The problem isn’t that Horowitz and his crew eat lunch in the same cafeteria as the rest of them, but that they just ignore him and refuse to comply with his investigations. When someone is independent, does their job, he gets stonewalled.
What are the chances an independent OPR (or whatever new name they might give it) with its office at Ag is going to be shown respect? The problem isn’t that prosecutors need to know someone is looking over their shoulders, though they assuredly do, but that the watchers have the juice to change things, to make Main Justice ashamed of the Thornburgh Memo, to reprimand, name and shame and fire prosecutors who throw darts at Justice Jackson’s framed address.
While physical proximity has a strong tendency to undermine the “arm’s length” willingness to reach hard conclusions about misconduct, as it’s hard to call the good guy you hang out with at lunch a dishonorable scumbag, distance alone isn’t enough to change the culture of reputation management at DoJ or gives the office the power to break through the wall of self-protection.
Government reformers have tried over and over to find a cure to metastases below the surface of power, and each has fallen short.

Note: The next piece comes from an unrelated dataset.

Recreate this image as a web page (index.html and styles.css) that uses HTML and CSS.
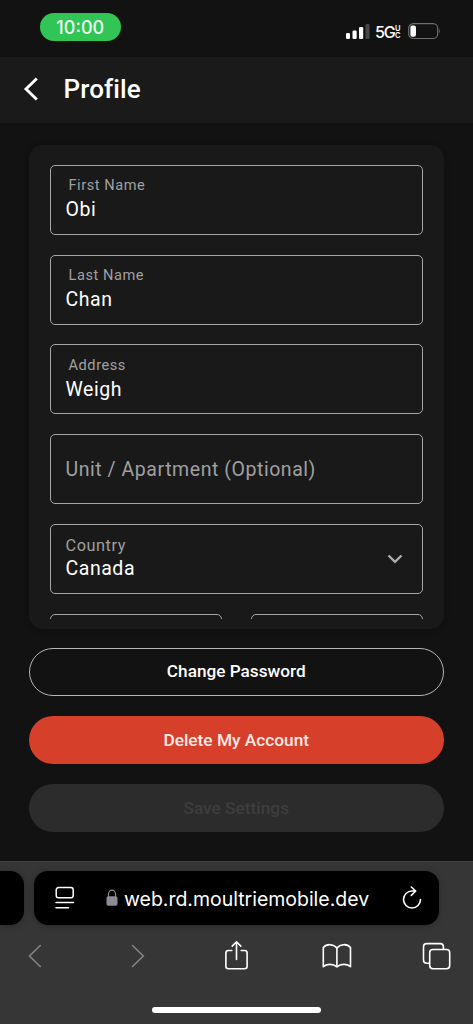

If only there was another, truly independent, arm of government that felt no affinity for its co-equal branches, was protected by life tenure from retaliation for saying mean things about what others were doing, and had the power to actually do something about it?
We could give that arm of government a name, perhaps even a mode of attire, to distinguish it from the executive branch’s minions. It could be given special seats, higher up than others, to distinguish its authority. Maybe there already is such an independent force for good, if only it chooses to flex its muscles, use its power to effect change. Would that cut it, Judge Kozinski?